随着大模型技术的快速发展,训练数据已成为生成式人工智能性能跃升与能力涌现的基础性要素。然而,训练数据在来源、结构与使用方式上的高度复杂性,使其在模型训练与内容生成过程中不断引发个人信息保护、著作权保护及数据权益配置等方面的侵权风险。现有法律规范多以传统数据处理与内容生产模式为假定前提,难以有效回应大模型训练数据所引发的新型风险。因而,本文从训练数据的来源类型与法律属性出发,系统梳理大模型训练数据在全生命周期中的主要侵权风险,分析其制度成因,并在此基础上提出以分类治理、风险导向与责任配置为核心的法治路径,以期为大模型技术的合规发展提供规范支持。
With the rapid development of large model technology, training data has become a fundamental element
for the performance improvement and capability emergence of generative artificial intelligence. However, the high
complexity of training data in terms of sources, structures and usage methods has continuously triggered infringement
risks in personal information protection, copyright protection and data rights allocation during the model training and
content generation processes. Existing legal norms are mostly based on the assumption of traditional data processing
and content production models, making it difficult to effectively respond to the new risks caused by training data for
large models.
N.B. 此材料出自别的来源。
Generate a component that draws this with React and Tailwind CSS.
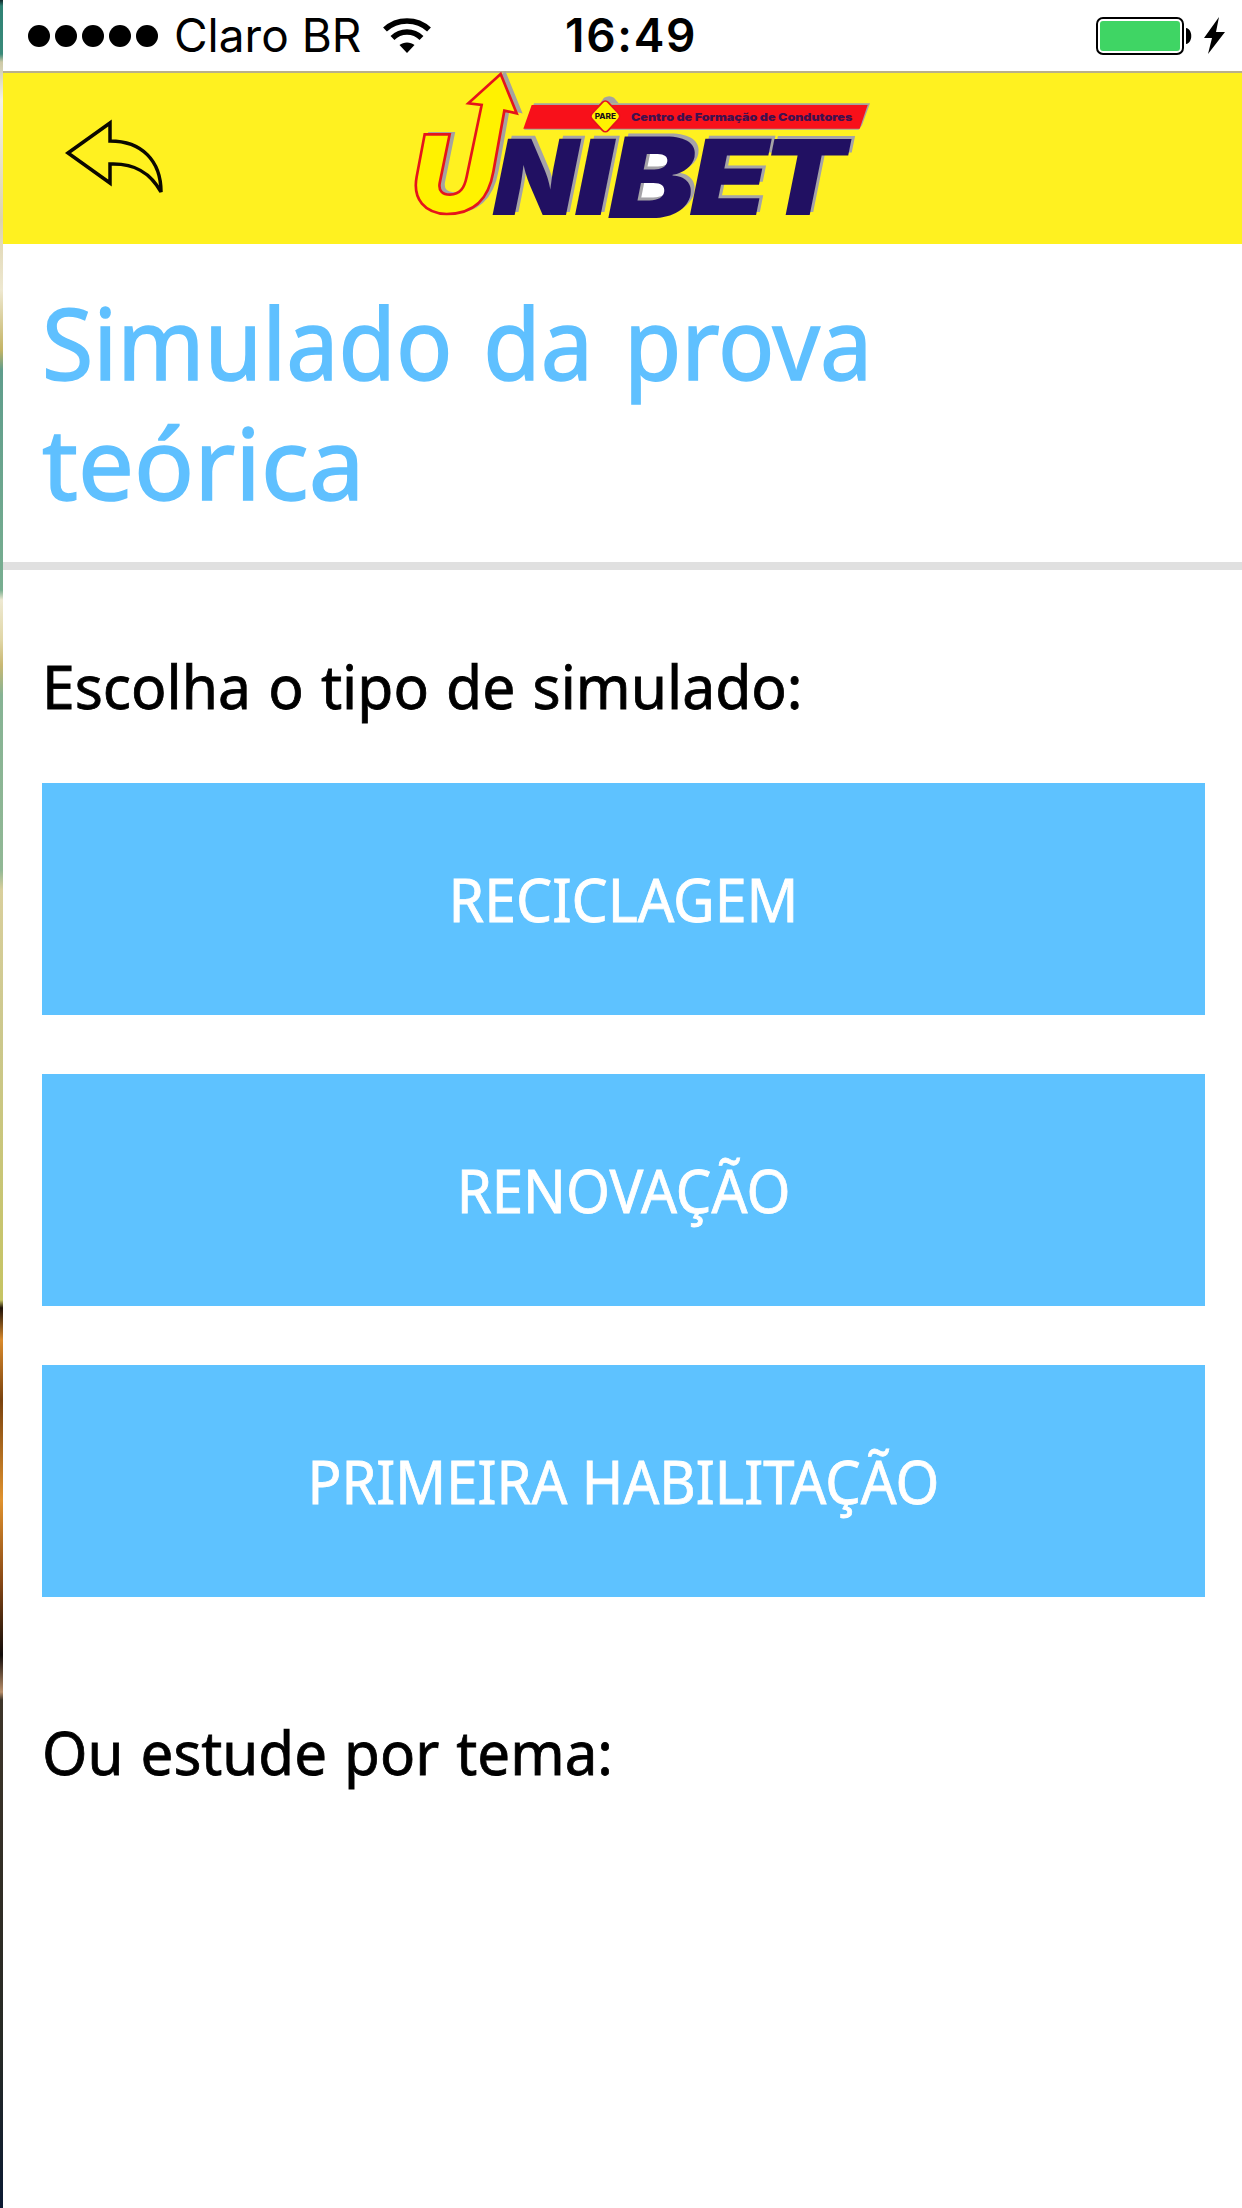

Therefore, starting from the source types and legal attributes of training data, this paper systematically
sorts out the main infringement risks in the full life cycle of training data for large models, analyzes the institutional
causes, and on this basis, puts forward a legal governance path centered on classified governance, risk orientation and
liability allocation, so as to provide normative support for the compliant development of large model technology.